Prost faisait allusion ici à plusieurs facteurs. Outre ses démêlés avec les autorités, il est notamment question du comportement distant de Williams à son égard. En effet le Français avait pris l'habitude de l'environnement plus accueillant de Mclaren où tout est mis en œuvre pour mettre le pilote en confiance. Chez Williams, le pilote est plutôt traité comme un employé parmi les autres, et si techniquement avec Patrick Head, le courant passait très bien, ce n'était pas aussi vrai avec Frank Williams. Ce qui n'empêcha pas l'équipe de faire preuve d'un bel humour anglais : en fin d'année, l'équipe offrit à son ex pilote... un embrayage ! Le Français connut en effet régulièrement des soucis avec cette pièce lors des départs...

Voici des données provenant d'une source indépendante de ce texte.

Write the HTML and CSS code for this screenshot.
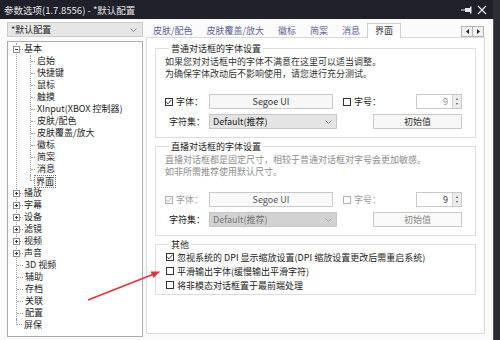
FILE: index.html
```html
<!DOCTYPE html>
<html lang="zh-CN">
<head>
    <meta charset="UTF-8">
    <title>参数选项</title>
    <link rel="stylesheet" href="styles.css">
</head>
<body>
    <div class="window">
        <div class="titlebar">
            <span class="title">参数选项(1.7.8556) - *默认配置</span>
            <span class="title-btns">
                <svg width="12" height="8" viewBox="0 0 12 8"><path d="M0 4h4" stroke="#e8e8e8" stroke-width="1"/><rect x="4" y="2" width="5" height="4" fill="#e8e8e8"/><rect x="9" y="0.5" width="1.5" height="7" fill="#e8e8e8"/></svg>
                <svg width="10" height="10" viewBox="0 0 10 10"><path d="M1 1L9 9M9 1L1 9" stroke="#e8e8e8" stroke-width="1.2"/></svg>
            </span>
        </div>

        <div class="main">
            <div class="sidebar">
                <div class="preset">
                    <span>*默认配置</span>
                    <svg width="7" height="4" viewBox="0 0 7 4"><path d="M0.5 0.5L3.5 3.5L6.5 0.5" fill="none" stroke="#888"/></svg>
                </div>
                <div class="tree">
                    <div class="branch">
                        <div class="node"><span class="tog minus"></span><span class="dash short"></span>基本</div>
                        <div class="sub">
                            <div class="leaf"><span class="dash"></span>启始</div>
                            <div class="leaf"><span class="dash"></span>快捷键</div>
                            <div class="leaf"><span class="dash"></span>鼠标</div>
                            <div class="leaf"><span class="dash"></span>触摸</div>
                            <div class="leaf"><span class="dash"></span>XInput(XBOX 控制器)</div>
                            <div class="leaf"><span class="dash"></span>皮肤/配色</div>
                            <div class="leaf"><span class="dash"></span>皮肤覆盖/放大</div>
                            <div class="leaf"><span class="dash"></span>徽标</div>
                            <div class="leaf"><span class="dash"></span>简案</div>
                            <div class="leaf"><span class="dash"></span>消息</div>
                            <div class="leaf last"><span class="dash"></span><span class="selected">界面</span></div>
                        </div>
                        <div class="node"><span class="tog"></span><span class="dash short"></span>播放</div>
                        <div class="node"><span class="tog"></span><span class="dash short"></span>字幕</div>
                        <div class="node"><span class="tog"></span><span class="dash short"></span>设备</div>
                        <div class="node"><span class="tog"></span><span class="dash short"></span>滤镜</div>
                        <div class="node"><span class="tog"></span><span class="dash short"></span>视频</div>
                        <div class="node"><span class="tog"></span><span class="dash short"></span>声音</div>
                        <div class="node"><span class="dash long"></span>3D 视频</div>
                        <div class="node"><span class="dash long"></span>辅助</div>
                        <div class="node"><span class="dash long"></span>存档</div>
                        <div class="node"><span class="dash long"></span>关联</div>
                        <div class="node"><span class="dash long"></span>配置</div>
                        <div class="node last"><span class="dash long"></span>屏保</div>
                    </div>
                </div>
            </div>

            <div class="pane">
                <div class="tabs">
                    <span class="tab">皮肤/配色</span>
                    <span class="tab">皮肤覆盖/放大</span>
                    <span class="tab">徽标</span>
                    <span class="tab">简案</span>
                    <span class="tab">消息</span>
                    <span class="tab active">界面</span>
                    <span class="tab-scroll">
                        <span class="sbtn"><svg width="3" height="5" viewBox="0 0 3 5"><path d="M3 0V5L0 2.5z" fill="#222"/></svg></span>
                        <span class="sbtn"><svg width="3" height="5" viewBox="0 0 3 5"><path d="M0 0V5L3 2.5z" fill="#222"/></svg></span>
                    </span>
                </div>

                <div class="panel">
                    <fieldset class="group">
                        <legend>普通对话框的字体设置</legend>
                        <div class="desc">如果您对对话框中的字体不满意在这里可以适当调整。<br>为确保字体改动后不影响使用，请您进行充分测试。</div>
                        <div class="row first">
                            <span class="cbl"><span class="cb checked"></span>字体：</span>
                            <span class="btn wide">Segoe UI</span>
                            <span class="cbl size"><span class="cb"></span>字号：</span>
                            <span class="spin"><span class="val">9</span><span class="arrows"><i class="up"></i><i class="down"></i></span></span>
                        </div>
                        <div class="row">
                            <span class="lbl">字符集：</span>
                            <span class="combo">Default(推荐)<svg width="7" height="4" viewBox="0 0 7 4"><path d="M0.5 0.5L3.5 3.5L6.5 0.5" fill="none" stroke="#888"/></svg></span>
                            <span class="btn reset">初始值</span>
                        </div>
                    </fieldset>

                    <fieldset class="group disabled">
                        <legend>直播对话框的字体设置</legend>
                        <div class="desc">直播对话框都是固定尺寸，相较于普通对话框对字号会更加敏感。<br>如非所需推荐使用默认尺寸。</div>
                        <div class="row first">
                            <span class="cbl"><span class="cb checked"></span>字体：</span>
                            <span class="btn wide">Segoe UI</span>
                            <span class="cbl size"><span class="cb"></span>字号：</span>
                            <span class="spin"><span class="val">9</span><span class="arrows"><i class="up"></i><i class="down"></i></span></span>
                        </div>
                        <div class="row">
                            <span class="lbl">字符集：</span>
                            <span class="combo">Default(推荐)<svg width="7" height="4" viewBox="0 0 7 4"><path d="M0.5 0.5L3.5 3.5L6.5 0.5" fill="none" stroke="#aaa"/></svg></span>
                            <span class="btn reset">初始值</span>
                        </div>
                    </fieldset>

                    <fieldset class="group other">
                        <legend>其他</legend>
                        <div class="opt"><span class="cb checked"></span>忽视系统的 DPI 显示缩放设置(DPI 缩放设置更改后需重启系统)</div>
                        <div class="opt"><span class="cb"></span>平滑输出字体(缓慢输出平滑字符)</div>
                        <div class="opt"><span class="cb"></span>将非模态对话框置于最前端处理</div>
                    </fieldset>
                </div>
            </div>
        </div>
    </div>
    <div class="desk"></div>

    <svg class="arrow" width="500" height="340" viewBox="0 0 500 340">
        <path d="M88 300L154 274" stroke="#e8313a" stroke-width="1.6"/>
        <path d="M160 271.5L150.5 271.5L153.5 278z" fill="#e8313a"/>
    </svg>
</body>
</html>
```

FILE: styles.css
```css
html,
body {
    margin: 0;
    padding: 0;
}

body {
    width: 500px;
    height: 340px;
    overflow: hidden;
    display: flex;
    position: relative;
    background: #2d2e35;
    font-family: "Noto Sans CJK SC", "Liberation Sans", sans-serif;
    font-size: 9px;
    color: #222;
}

.window {
    width: 493px;
    height: 340px;
    background: #fbfbfb;
    display: flex;
    flex-direction: column;
}

.titlebar {
    height: 19px;
    background: #1f2029;
    color: #e6e6e6;
    display: flex;
    align-items: center;
    justify-content: space-between;
    padding: 0 4px;
    font-size: 9.5px;
}

.title-btns {
    display: flex;
    align-items: center;
    gap: 4px;
    margin-right: 2px;
}

.desk {
    flex: 1;
    background: #2b2c33;
    border-left: 1px solid #55565c;
    margin-top: 19px;
}

.main {
    flex: 1;
    display: flex;
    padding-top: 3px;
}

/* left column */
.sidebar {
    width: 136px;
    margin-left: 7px;
    display: flex;
    flex-direction: column;
}

.preset {
    height: 13px;
    background: #e6e6e6;
    border: 1px solid #cacaca;
    display: flex;
    align-items: center;
    justify-content: space-between;
    padding: 0 5px 0 3px;
    line-height: 13px;
}

.tree {
    margin-top: 4px;
    height: 293px;
    background: #fff;
    border: 1px solid #acacac;
    padding-top: 1px;
    line-height: 12px;
}

.branch {
    margin-left: 8px;
    border-left: 1px dotted #9a9a9a;
}

.node,
.leaf {
    display: flex;
    align-items: center;
    height: 12px;
    white-space: nowrap;
}

.node.last,
.leaf.last {
    margin-left: -1px;
    border-left: 1px solid #fff;
    background: linear-gradient(#fff, #fff) 0 0 / 1px 6px no-repeat;
}

.node.last .dash,
.leaf.last .dash {
    border-left: 1px dotted #9a9a9a;
    height: 6px;
    margin-top: 6px;
    border-top: 1px dotted #9a9a9a;
    box-sizing: border-box;
    margin-left: -1px;
    align-self: flex-start;
    margin-top: 0;
    border-top: 0;
    border-bottom: 1px dotted #9a9a9a;
}

.tog {
    width: 7px;
    height: 7px;
    box-sizing: border-box;
    border: 1px solid #8d8d8d;
    background:
        linear-gradient(#333, #333) center / 3px 1px no-repeat,
        linear-gradient(#333, #333) center / 1px 3px no-repeat,
        #fff;
    margin-left: -4px;
}

.tog.minus {
    background:
        linear-gradient(#333, #333) center / 3px 1px no-repeat,
        #fff;
}

.dash {
    width: 4px;
    border-top: 1px dotted #9a9a9a;
    margin-right: 2px;
}

.dash.short {
    width: 3px;
    margin-right: 1px;
}

.dash.long {
    width: 6px;
    margin-right: 2px;
}

.sub {
    margin-left: 13px;
    border-left: 1px dotted #9a9a9a;
}

.selected {
    outline: 1px dotted #777;
    padding: 0 1px;
    margin-left: -1px;
    line-height: 11px;
}

/* right column */
.pane {
    width: 339px;
    margin-left: 3px;
    display: flex;
    flex-direction: column;
}

.tabs {
    height: 15px;
    display: flex;
    align-items: flex-end;
    color: #5c6194;
}

.tab {
    padding: 0 7px;
    height: 13px;
    line-height: 13px;
}

.tab.active {
    height: 14px;
    background: #fff;
    color: #333;
    border: 1px solid #cfcfcf;
    border-bottom: 0;
    margin-bottom: -1px;
    position: relative;
    z-index: 1;
}

.tab-scroll {
    margin-left: auto;
    margin-right: 1px;
    margin-bottom: 1px;
    display: flex;
    align-self: center;
    margin-top: 4px;
}

.sbtn {
    width: 10px;
    height: 9px;
    border: 1px solid #b4b4b4;
    background: #f0f0f0;
    display: flex;
    align-items: center;
    justify-content: center;
}

.sbtn + .sbtn {
    border-left: 0;
}

.panel {
    height: 290px;
    background: #fff;
    border: 1px solid #d9d9d9;
    padding: 5px 8px 0 8px;
}

.group {
    margin: 0 0 3px 0;
    border: 1px solid #dcdcdc;
    padding: 0 13px 8px 9px;
    min-width: 0;
}

.group legend {
    padding: 0 2px;
    margin-left: 4px;
    line-height: 11px;
    color: #222;
}

.desc {
    margin-top: 2px;
    line-height: 12px;
    color: #333;
}

.row {
    display: flex;
    align-items: center;
    height: 15px;
    margin-top: 5px;
}

.row.first {
    margin-top: 14px;
}

.cbl {
    width: 44px;
    display: flex;
    align-items: center;
}

.cbl.size {
    margin-left: 10px;
}

.cb {
    width: 8px;
    height: 8px;
    border: 1px solid #333;
    background: #fff;
    margin-right: 3px;
    box-sizing: border-box;
    flex: none;
}

.cb.checked {
    background: #fff url("data:image/svg+xml,%3Csvg xmlns='http://www.w3.org/2000/svg' width='8' height='8'%3E%3Cpath d='M1.2 4L3 5.8L6.5 1.8' fill='none' stroke='%23333' stroke-width='1'/%3E%3C/svg%3E") center / 8px 8px no-repeat;
}

.btn {
    height: 13px;
    border: 1px solid #c9c9c9;
    background: #f7f7f7;
    text-align: center;
    line-height: 13px;
    color: #333;
}

.btn.wide {
    width: 122px;
}

.btn.reset {
    width: 87px;
    margin-left: auto;
}

.spin {
    width: 44px;
    height: 13px;
    margin-left: auto;
    border: 1px solid #c9c9c9;
    background: #fff;
    display: flex;
    line-height: 13px;
}

.spin .val {
    flex: 1;
    text-align: right;
    padding-right: 4px;
    color: #888;
}

.spin .arrows {
    width: 8px;
    border-left: 1px solid #d0d0d0;
    background: #ececec;
    display: flex;
    flex-direction: column;
    align-items: center;
    justify-content: space-around;
    padding: 2px 0;
}

.spin i {
    width: 0;
    height: 0;
    border-left: 1.5px solid transparent;
    border-right: 1.5px solid transparent;
}

.spin i.up {
    border-bottom: 2px solid #555;
}

.spin i.down {
    border-top: 2px solid #555;
}

.lbl {
    width: 40px;
    padding-right: 4px;
    text-align: right;
}

.combo {
    width: 119px;
    height: 13px;
    border: 1px solid #c6c6c6;
    background: #e4e4e4;
    display: flex;
    align-items: center;
    justify-content: space-between;
    padding: 0 4px 0 3px;
    line-height: 13px;
}

/* second group is greyed out */
.disabled .desc {
    color: #8c8c8c;
}

.disabled .cbl {
    color: #9a9a9a;
}

.disabled .cb {
    border-color: #b0b0b0;
}

.disabled .cb.checked {
    background-image: url("data:image/svg+xml,%3Csvg xmlns='http://www.w3.org/2000/svg' width='8' height='8'%3E%3Cpath d='M1.2 4L3 5.8L6.5 1.8' fill='none' stroke='%23aaa' stroke-width='1'/%3E%3C/svg%3E");
}

.disabled .btn {
    color: #555;
    background: #f9f9f9;
}

.disabled .btn.reset {
    color: #888;
}

.disabled .spin .val {
    color: #333;
}

.disabled .combo {
    background: #d2d2d2;
    color: #777;
}

.disabled .lbl {
    color: #111;
}

.other {
    padding-bottom: 2px;
}

.opt {
    display: flex;
    align-items: center;
    height: 14px;
    margin-left: 1px;
    white-space: nowrap;
}

.opt .cb {
    margin-right: 3px;
}

.arrow {
    position: absolute;
    left: 0;
    top: 0;
    pointer-events: none;
}
```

Le second facteur auquel Prost faisait référence était évidemment l'arrivée de Senna dans l'équipe britannique pour 1994. Ne souhaitant pas une nouvelle cohabitation houleuse et usé par l'atmosphère de plus en plus étouffante de la F1, Prost choisit donc de partir. Au grand désespoir de Senna d'ailleurs, qui durant le week-end étonnera ses proches en leur posant le plus de questions possibles sur le Français, sur son avenir, sur la réaction du public et de la presse tricolore...

Prost finit deuxième de la course derrière Schumacher, qui faisait alors office de successeur désigné aux deux légendes qu'étaient devenus Senna et Prost. Les deux franchirent l'arrivée dans cet ordre lors des deux dernières courses au Japon et en Australie. A ce moment, il n'était plus question de commentaires déplacés, que ce soit du côté de la presse, des fans ou des pilotes eux-mêmes. Senna aura cet aveu envers un ami qui résume parfaitement la situation : "Tu comprends, avec Alain nous avions vraiment une confrontation qui dépassait tout le reste. Nous étions au-dessus du lot". Le Brésilien était inquiet à l'idée de perdre son principal repère en Formule 1, et cela ne datait pas de leur collaboration en 1988 mais de ses débuts en 1984, à l'époque où Prost se plaçait comme le meilleur pilote du moment.

Après la course, les deux furent interrogés en conférence de presse. Lorsqu'on demanda à Senna ce que Ron Dennis lui avait dit en privé, le Brésilien répondit, hilare : "Ce n'est jamais trop tard pour changer d'avis !". Prost embraya à son tour : "C'est amusant, il m'a dit exactement la même chose !". La bonne humeur et la nostalgie était de mise. Le podium, où Prost tendit la main à Senna qui l'invita sur la plus haute marche avec lui était la conclusion parfaite et rêvée par tous les observateurs qui savaient qu'avec la retraite de Prost, une page de la Formule 1 allait se tourner. Malgré toute l'histoire entre ces deux grands pilotes, malgré leurs différences et différents, à l'image de Niki Lauda et James Hunt, il y avait au final un profond respect mutuel qui éclata à la face de tous une fois la pression retombée.

Pour tout cela aussi, merci Alain Prost.